#### EXERCISE
Set out each line from the following listing that includes the word "styles".

#### DATA EXTRACT
########

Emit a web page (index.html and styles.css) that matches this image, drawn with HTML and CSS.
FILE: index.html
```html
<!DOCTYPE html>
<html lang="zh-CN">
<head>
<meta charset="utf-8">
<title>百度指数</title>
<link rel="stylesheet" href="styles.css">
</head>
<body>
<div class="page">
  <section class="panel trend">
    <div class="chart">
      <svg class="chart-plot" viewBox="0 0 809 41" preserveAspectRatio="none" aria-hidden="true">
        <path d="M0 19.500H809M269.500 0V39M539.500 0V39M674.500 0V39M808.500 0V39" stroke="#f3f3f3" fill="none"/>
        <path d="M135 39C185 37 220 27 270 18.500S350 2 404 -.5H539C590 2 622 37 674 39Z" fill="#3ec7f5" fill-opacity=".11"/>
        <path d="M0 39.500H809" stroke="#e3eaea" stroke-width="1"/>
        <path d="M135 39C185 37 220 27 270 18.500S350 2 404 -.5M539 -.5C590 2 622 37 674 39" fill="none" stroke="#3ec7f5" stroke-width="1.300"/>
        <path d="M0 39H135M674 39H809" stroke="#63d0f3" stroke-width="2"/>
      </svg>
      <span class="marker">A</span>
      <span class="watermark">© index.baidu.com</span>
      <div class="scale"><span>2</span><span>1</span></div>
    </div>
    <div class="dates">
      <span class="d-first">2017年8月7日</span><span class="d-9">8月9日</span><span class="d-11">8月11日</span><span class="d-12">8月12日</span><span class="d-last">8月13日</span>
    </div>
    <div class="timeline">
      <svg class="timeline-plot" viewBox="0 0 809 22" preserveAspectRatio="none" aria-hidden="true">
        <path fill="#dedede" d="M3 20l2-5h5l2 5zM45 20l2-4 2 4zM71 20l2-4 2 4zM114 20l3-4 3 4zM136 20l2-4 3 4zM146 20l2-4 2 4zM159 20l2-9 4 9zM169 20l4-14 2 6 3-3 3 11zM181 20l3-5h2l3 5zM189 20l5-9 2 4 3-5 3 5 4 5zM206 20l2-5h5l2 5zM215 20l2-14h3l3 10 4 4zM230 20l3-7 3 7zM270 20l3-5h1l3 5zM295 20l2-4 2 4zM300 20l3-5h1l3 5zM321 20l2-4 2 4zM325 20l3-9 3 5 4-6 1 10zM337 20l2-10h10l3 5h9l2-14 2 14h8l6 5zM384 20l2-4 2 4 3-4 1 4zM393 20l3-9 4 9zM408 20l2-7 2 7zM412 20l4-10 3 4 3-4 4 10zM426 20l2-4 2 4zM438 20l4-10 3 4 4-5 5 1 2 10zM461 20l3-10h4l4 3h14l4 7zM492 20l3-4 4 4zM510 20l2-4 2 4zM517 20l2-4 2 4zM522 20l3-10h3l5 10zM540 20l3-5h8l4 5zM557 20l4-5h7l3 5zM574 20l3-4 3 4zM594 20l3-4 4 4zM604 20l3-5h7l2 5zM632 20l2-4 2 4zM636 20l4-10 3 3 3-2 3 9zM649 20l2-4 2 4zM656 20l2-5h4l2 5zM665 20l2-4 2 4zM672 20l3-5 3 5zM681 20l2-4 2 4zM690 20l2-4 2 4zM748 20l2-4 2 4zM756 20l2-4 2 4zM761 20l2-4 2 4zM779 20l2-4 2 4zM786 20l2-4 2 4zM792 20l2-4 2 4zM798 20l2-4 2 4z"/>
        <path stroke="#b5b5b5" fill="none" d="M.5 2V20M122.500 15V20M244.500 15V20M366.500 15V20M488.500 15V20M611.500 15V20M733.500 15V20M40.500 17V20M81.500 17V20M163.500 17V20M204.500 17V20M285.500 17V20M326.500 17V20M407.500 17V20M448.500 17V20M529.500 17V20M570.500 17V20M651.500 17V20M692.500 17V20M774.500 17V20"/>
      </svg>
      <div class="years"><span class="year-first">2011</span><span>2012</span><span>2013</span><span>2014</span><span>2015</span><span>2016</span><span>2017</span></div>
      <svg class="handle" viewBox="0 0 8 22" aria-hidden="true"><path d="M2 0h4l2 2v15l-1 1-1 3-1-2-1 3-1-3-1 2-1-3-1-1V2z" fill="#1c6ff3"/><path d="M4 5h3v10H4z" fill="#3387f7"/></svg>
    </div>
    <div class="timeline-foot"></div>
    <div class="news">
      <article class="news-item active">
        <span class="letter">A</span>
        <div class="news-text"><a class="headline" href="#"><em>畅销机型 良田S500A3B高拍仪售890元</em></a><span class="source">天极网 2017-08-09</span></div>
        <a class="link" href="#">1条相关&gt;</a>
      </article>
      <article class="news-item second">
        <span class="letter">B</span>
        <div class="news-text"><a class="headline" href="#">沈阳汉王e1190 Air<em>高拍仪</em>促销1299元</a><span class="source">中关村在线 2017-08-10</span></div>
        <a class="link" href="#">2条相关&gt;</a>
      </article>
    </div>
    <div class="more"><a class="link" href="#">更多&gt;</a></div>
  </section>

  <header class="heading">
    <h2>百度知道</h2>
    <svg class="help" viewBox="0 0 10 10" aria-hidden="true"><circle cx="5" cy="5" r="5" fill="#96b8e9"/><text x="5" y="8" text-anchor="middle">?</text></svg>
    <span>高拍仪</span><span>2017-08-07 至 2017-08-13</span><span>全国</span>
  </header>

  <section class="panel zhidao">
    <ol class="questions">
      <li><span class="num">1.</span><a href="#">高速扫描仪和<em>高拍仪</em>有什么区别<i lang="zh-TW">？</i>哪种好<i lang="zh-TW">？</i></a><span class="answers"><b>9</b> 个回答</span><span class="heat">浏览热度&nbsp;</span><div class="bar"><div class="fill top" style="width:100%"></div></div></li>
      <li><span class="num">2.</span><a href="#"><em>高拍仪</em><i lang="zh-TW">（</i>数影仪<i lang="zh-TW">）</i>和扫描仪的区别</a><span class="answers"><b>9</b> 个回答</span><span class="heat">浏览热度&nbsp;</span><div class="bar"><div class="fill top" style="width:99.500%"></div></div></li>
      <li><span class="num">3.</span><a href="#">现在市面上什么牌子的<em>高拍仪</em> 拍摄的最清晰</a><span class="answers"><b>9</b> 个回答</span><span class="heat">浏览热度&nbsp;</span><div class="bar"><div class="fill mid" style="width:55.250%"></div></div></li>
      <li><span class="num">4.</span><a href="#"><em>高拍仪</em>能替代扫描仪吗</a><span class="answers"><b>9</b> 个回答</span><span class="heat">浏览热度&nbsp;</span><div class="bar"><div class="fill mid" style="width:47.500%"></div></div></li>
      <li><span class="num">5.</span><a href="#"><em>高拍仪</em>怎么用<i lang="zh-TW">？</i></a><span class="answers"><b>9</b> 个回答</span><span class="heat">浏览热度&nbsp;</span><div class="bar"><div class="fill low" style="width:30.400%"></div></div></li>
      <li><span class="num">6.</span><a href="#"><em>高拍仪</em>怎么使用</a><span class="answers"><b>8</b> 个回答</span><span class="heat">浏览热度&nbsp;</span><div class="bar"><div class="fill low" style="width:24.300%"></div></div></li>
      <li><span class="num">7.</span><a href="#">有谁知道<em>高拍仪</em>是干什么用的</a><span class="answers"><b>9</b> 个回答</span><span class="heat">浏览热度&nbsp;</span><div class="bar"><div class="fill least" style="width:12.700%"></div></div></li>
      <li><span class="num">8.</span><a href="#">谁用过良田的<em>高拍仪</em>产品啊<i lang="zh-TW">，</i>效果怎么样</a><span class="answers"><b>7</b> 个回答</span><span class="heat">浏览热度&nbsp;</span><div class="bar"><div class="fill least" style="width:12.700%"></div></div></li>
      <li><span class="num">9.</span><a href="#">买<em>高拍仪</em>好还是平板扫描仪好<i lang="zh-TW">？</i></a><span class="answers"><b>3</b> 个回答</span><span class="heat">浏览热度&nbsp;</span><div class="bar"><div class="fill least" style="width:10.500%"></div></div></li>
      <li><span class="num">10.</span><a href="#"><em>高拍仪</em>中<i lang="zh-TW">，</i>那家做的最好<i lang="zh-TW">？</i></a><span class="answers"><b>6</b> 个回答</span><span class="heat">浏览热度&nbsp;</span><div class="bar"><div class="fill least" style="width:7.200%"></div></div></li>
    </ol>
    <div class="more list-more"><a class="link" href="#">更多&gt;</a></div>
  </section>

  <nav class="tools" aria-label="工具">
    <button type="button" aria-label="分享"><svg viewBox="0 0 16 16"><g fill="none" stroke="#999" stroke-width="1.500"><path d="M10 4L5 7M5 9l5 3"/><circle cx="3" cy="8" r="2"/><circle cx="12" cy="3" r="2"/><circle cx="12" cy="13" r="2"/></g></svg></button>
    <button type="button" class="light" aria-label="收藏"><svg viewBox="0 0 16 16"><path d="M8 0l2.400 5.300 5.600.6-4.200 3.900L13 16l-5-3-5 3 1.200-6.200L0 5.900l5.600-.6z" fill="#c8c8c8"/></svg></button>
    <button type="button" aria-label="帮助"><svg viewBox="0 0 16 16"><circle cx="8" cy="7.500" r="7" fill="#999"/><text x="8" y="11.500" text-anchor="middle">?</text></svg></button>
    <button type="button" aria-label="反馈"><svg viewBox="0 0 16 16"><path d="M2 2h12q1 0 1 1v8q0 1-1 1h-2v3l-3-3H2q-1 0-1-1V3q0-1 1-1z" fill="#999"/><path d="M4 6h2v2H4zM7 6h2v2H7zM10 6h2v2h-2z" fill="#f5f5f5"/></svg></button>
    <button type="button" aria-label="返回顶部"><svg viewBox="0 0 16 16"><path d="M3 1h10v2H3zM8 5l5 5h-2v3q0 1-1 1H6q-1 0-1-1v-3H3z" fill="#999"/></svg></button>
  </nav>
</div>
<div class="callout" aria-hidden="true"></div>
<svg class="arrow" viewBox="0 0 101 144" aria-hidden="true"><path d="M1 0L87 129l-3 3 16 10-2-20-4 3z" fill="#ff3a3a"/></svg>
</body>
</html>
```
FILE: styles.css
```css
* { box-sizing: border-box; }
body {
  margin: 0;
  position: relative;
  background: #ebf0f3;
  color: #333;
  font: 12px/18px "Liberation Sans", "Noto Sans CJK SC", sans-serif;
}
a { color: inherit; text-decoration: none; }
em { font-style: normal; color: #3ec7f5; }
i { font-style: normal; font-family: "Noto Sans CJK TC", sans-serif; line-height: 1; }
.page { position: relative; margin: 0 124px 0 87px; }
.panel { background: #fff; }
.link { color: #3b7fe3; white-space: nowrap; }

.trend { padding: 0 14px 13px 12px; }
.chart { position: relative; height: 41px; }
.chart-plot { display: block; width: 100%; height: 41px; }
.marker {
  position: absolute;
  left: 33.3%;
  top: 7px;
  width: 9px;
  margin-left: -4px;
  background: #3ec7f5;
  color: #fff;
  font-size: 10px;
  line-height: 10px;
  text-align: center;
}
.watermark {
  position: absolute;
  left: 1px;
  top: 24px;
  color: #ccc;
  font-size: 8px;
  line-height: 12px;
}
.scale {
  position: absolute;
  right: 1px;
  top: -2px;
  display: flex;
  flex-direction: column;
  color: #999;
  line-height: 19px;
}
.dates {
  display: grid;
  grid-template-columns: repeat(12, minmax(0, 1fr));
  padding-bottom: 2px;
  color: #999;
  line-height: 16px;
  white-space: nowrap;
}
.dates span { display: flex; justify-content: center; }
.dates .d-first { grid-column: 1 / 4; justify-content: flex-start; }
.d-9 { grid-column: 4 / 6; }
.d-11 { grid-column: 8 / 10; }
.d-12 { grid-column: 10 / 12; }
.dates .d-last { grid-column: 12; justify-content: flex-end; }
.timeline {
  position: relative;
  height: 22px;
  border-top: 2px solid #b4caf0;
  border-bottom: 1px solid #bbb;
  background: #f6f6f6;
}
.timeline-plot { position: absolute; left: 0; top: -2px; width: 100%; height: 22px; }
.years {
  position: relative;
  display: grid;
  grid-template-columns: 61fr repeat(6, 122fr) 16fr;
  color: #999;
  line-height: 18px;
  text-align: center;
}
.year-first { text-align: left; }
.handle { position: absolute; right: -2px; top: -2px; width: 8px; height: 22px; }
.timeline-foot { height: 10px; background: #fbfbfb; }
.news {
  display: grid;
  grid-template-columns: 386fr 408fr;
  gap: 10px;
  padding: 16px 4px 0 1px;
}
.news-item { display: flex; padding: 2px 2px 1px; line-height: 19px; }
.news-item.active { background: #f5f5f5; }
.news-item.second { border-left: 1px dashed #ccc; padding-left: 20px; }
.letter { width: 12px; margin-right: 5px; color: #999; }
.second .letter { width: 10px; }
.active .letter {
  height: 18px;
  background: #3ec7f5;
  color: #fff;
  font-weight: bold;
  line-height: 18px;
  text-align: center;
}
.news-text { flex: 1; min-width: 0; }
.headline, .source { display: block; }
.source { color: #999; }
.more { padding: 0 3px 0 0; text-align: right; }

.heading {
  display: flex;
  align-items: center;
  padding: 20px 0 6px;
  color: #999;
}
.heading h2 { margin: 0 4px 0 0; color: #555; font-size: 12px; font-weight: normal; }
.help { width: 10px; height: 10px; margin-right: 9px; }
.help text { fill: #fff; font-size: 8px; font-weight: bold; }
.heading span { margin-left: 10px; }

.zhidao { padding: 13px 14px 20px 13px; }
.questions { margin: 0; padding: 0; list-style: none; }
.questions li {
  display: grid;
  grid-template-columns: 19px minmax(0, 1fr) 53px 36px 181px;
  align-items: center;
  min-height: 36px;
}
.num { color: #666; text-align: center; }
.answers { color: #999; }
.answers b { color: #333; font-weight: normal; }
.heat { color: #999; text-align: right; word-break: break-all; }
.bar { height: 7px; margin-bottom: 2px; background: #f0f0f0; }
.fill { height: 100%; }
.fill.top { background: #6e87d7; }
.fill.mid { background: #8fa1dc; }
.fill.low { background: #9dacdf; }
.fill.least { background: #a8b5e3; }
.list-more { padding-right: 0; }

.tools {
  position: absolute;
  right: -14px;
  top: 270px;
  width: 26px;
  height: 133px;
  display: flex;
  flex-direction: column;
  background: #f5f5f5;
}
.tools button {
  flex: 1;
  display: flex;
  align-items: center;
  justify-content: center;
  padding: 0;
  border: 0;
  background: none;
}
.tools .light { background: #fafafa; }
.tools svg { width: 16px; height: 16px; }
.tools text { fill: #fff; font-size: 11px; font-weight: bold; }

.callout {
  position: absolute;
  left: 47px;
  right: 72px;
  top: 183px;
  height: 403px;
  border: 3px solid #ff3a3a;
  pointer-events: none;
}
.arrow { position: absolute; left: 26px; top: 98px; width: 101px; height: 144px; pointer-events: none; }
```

########

#### FULL SOLUTION
Emit a web page (index.html and styles.css) that matches this image, drawn with HTML and CSS.
<link rel="stylesheet" href="styles.css">
FILE: styles.css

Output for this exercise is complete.